** Your task **
Your output must consist solely of the lines from the "Clone this screenshot in Web Components." line through the "const dotsIcon = '<svg" line, exactly as written, without images.

★ ★ ★

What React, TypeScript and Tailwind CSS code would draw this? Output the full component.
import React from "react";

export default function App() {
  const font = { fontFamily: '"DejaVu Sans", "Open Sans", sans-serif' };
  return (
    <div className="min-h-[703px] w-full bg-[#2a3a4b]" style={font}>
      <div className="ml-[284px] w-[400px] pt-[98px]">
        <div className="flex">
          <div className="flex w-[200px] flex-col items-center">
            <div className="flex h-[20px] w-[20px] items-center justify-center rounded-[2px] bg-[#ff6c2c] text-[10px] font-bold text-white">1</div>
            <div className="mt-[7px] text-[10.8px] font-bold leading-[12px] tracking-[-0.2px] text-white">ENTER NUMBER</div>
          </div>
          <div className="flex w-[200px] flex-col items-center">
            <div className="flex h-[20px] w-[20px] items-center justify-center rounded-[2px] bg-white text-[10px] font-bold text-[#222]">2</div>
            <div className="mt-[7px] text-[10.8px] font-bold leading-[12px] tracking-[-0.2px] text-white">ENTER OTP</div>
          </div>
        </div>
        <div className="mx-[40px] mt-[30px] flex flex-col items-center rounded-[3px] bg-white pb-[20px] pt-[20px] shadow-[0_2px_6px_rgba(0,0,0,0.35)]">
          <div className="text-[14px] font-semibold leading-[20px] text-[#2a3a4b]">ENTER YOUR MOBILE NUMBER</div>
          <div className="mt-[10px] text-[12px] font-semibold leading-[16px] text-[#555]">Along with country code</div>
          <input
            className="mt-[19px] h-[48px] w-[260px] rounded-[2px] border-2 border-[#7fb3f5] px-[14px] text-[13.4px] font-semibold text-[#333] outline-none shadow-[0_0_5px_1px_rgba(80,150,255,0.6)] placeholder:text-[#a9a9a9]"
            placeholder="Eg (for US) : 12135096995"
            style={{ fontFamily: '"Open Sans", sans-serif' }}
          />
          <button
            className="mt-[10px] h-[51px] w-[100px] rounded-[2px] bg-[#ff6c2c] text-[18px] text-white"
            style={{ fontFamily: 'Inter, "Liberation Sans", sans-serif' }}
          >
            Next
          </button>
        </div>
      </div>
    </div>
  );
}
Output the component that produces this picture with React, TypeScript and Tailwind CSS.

★ ★ ★

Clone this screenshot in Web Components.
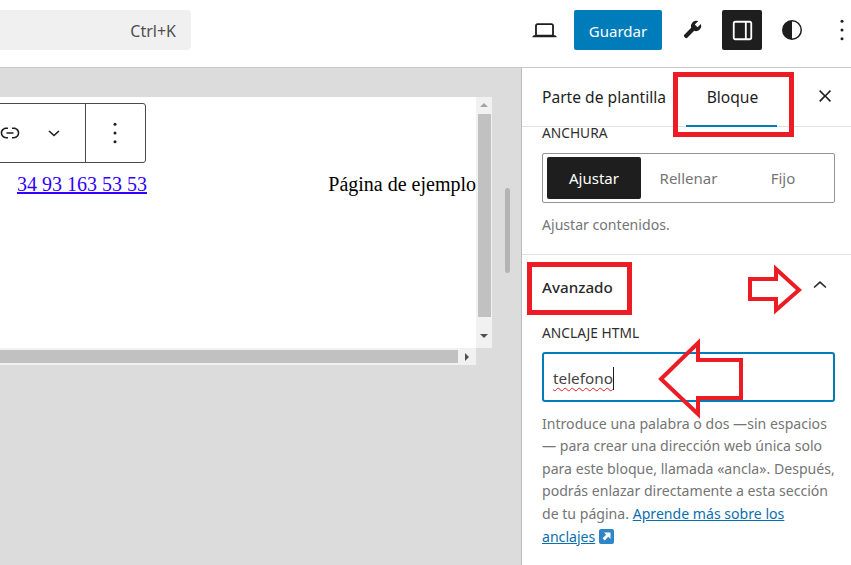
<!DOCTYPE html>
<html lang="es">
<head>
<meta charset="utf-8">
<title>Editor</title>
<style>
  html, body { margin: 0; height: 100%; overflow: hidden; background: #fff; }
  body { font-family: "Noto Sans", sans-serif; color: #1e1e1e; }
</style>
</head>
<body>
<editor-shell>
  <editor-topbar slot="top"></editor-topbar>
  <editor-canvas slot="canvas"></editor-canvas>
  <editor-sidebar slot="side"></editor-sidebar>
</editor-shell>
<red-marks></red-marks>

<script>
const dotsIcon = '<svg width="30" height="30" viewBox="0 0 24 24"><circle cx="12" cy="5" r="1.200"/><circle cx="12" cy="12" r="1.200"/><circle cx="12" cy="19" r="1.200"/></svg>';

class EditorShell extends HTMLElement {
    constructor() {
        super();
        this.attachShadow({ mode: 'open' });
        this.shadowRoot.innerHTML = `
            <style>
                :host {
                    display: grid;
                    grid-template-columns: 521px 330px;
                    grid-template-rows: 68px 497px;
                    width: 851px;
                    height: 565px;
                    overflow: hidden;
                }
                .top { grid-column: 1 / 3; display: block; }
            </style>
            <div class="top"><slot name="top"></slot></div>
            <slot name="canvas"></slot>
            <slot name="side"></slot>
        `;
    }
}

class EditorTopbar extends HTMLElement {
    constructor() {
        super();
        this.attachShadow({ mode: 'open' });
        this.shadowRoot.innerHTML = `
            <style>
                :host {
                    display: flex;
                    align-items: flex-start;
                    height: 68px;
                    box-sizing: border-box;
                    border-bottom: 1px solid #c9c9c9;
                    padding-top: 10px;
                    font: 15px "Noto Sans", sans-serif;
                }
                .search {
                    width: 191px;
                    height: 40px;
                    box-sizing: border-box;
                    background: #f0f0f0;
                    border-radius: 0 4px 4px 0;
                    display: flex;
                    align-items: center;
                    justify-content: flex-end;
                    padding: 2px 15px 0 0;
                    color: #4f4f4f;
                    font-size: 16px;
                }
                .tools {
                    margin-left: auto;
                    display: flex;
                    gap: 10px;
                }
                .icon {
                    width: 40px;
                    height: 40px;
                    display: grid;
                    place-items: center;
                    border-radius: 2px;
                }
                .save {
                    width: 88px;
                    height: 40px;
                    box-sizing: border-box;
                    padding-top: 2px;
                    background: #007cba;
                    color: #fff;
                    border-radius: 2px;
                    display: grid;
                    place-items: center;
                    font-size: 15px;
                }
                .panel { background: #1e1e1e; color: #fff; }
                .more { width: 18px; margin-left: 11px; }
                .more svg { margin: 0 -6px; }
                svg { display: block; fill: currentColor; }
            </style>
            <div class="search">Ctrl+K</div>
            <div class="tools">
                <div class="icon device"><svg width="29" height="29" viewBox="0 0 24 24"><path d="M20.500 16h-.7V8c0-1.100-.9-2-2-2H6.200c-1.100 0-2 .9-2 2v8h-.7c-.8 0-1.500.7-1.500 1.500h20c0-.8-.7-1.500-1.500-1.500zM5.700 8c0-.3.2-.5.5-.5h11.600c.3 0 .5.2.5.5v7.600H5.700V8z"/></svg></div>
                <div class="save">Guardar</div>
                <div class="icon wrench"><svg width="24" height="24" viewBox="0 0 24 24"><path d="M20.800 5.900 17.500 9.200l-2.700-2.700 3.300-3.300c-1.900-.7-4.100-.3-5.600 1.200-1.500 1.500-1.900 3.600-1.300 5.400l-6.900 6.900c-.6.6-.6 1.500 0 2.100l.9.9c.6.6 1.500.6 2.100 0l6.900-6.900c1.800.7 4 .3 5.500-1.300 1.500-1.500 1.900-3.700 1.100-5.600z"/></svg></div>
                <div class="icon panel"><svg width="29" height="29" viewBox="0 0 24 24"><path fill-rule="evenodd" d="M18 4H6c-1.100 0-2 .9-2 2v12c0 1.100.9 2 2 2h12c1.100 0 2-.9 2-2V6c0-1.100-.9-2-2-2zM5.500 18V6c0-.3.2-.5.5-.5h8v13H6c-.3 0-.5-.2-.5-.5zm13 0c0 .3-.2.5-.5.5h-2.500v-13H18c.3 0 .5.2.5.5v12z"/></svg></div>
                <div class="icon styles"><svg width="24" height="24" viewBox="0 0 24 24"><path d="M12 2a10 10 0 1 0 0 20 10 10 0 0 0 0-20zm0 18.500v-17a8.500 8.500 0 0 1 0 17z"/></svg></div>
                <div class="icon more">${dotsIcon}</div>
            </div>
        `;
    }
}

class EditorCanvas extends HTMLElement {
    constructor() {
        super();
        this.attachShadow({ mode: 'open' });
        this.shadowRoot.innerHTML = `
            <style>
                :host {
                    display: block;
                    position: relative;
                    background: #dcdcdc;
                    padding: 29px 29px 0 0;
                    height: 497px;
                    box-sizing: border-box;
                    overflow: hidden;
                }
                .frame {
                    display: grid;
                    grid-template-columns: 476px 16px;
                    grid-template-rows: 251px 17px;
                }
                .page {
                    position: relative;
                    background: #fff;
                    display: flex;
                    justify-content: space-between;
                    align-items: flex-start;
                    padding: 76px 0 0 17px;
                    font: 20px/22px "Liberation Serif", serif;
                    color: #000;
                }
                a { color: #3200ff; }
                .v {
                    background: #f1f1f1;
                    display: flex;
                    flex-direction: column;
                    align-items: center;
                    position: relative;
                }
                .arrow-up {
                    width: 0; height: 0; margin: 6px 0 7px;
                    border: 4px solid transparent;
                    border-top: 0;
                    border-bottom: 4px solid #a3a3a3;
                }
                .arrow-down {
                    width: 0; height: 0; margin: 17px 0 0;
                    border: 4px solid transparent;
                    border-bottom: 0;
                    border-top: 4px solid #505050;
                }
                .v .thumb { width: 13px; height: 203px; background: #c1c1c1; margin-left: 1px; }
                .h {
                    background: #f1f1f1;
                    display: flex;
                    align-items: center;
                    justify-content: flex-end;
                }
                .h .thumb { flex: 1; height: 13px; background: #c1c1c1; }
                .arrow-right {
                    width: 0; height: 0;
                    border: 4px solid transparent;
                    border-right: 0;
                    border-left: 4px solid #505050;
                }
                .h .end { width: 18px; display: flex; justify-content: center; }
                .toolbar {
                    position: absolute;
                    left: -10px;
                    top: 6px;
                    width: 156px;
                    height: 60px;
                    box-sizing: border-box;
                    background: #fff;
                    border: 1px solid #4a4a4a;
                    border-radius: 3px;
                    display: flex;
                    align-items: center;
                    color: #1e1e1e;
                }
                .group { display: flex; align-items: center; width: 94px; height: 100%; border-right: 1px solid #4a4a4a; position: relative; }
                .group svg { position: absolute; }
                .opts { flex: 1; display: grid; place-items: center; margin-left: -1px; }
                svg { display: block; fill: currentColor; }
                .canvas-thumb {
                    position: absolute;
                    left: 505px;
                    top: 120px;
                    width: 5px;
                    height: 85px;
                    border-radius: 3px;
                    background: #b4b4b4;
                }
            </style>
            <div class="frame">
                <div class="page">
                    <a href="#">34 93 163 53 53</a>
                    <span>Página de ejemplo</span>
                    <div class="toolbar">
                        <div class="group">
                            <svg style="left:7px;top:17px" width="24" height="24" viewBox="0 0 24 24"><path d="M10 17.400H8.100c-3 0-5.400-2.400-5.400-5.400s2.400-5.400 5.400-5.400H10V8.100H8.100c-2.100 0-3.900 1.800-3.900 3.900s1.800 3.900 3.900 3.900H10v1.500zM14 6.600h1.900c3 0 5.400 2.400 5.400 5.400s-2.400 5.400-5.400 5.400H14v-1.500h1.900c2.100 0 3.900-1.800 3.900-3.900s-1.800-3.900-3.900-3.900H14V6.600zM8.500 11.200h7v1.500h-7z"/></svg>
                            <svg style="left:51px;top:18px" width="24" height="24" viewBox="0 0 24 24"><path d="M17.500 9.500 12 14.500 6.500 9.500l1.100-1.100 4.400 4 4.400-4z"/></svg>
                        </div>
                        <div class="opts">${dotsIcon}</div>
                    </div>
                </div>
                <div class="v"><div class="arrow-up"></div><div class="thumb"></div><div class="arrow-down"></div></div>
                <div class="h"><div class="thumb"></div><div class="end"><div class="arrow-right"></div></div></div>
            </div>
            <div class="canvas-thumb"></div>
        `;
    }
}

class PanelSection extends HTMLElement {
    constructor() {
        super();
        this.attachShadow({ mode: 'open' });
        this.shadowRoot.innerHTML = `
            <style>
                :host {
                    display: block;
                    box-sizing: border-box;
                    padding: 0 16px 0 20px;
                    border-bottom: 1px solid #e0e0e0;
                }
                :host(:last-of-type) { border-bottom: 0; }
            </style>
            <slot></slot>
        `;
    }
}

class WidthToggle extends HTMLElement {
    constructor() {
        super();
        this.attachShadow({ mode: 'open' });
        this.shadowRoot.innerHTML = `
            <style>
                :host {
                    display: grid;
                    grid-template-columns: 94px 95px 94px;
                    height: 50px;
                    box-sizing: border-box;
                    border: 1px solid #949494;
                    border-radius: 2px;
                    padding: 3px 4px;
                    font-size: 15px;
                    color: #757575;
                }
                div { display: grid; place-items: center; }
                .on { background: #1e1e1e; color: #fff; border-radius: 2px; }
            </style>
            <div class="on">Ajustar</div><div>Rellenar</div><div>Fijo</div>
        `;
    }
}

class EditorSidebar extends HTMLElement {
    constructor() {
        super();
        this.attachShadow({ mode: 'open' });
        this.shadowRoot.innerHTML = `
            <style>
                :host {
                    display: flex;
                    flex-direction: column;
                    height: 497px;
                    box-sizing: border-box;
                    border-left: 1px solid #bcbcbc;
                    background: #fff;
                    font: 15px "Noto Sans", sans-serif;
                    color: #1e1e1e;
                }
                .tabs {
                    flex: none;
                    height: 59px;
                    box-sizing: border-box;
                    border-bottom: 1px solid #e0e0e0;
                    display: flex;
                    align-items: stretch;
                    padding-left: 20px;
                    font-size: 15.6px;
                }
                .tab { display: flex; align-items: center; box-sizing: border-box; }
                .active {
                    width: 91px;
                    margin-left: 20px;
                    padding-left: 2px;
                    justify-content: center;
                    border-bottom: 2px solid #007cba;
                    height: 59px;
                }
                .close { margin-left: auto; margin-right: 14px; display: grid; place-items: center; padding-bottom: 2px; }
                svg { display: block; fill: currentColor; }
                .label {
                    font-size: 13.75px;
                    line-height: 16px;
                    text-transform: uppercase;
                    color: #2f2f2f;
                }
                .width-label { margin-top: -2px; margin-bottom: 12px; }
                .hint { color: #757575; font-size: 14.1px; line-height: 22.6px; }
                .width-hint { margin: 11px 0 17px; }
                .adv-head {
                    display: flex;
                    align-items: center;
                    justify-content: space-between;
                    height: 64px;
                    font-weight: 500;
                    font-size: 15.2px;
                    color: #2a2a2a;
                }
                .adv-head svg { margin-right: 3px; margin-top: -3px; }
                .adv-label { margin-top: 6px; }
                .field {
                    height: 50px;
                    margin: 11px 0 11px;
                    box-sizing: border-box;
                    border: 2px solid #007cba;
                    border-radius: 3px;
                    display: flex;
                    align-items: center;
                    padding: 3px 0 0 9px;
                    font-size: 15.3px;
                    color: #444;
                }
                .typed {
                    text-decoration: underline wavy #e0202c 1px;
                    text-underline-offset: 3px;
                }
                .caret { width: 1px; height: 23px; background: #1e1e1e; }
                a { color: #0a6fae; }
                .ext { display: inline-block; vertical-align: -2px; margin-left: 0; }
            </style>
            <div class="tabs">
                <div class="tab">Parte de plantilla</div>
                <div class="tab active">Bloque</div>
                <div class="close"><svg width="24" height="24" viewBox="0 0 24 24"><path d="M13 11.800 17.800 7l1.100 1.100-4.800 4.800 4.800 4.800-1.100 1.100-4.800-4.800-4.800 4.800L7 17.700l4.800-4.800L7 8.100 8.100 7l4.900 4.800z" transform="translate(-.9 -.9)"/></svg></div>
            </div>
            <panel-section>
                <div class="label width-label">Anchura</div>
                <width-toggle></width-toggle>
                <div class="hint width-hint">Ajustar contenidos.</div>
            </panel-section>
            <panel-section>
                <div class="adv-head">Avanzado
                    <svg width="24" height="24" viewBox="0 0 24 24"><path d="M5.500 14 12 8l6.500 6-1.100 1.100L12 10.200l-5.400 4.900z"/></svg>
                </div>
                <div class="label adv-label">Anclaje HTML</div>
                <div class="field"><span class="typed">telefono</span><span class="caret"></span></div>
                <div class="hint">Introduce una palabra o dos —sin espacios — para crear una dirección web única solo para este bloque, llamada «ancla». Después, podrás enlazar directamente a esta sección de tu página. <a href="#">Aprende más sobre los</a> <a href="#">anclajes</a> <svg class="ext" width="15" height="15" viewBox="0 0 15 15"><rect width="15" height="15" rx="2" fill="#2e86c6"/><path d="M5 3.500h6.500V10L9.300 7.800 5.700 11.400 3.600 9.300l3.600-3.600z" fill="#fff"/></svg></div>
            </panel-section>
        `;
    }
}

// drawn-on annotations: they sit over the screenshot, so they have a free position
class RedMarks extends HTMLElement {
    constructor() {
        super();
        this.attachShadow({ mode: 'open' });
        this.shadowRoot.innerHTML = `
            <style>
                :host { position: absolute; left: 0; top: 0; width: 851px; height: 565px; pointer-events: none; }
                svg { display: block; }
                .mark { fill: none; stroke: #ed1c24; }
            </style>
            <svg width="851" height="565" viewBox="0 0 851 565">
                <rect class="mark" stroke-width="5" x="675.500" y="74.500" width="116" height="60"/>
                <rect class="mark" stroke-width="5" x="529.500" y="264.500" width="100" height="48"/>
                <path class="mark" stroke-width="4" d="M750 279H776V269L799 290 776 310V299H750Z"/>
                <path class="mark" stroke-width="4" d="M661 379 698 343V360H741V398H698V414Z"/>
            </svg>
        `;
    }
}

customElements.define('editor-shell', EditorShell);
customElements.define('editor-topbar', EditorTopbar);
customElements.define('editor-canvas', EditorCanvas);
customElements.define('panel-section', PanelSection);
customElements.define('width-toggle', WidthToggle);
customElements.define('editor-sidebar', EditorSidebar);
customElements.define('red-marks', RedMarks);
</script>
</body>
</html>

★ ★ ★

** Result of the exercise **
Clone this screenshot in Web Components.
<!DOCTYPE html>
<html lang="es">
<head>
<meta charset="utf-8">
<title>Editor</title>
<style>
  html, body { margin: 0; height: 100%; overflow: hidden; background: #fff; }
  body { font-family: "Noto Sans", sans-serif; color: #1e1e1e; }
</style>
</head>
<body>
<editor-shell>
  <editor-topbar slot="top"></editor-topbar>
  <editor-canvas slot="canvas"></editor-canvas>
  <editor-sidebar slot="side"></editor-sidebar>
</editor-shell>
<red-marks></red-marks>

<script>
const dotsIcon = '<svg width="30" height="30" viewBox="0 0 24 24"><circle cx="12" cy="5" r="1.200"/><circle cx="12" cy="12" r="1.200"/><circle cx="12" cy="19" r="1.200"/></svg>';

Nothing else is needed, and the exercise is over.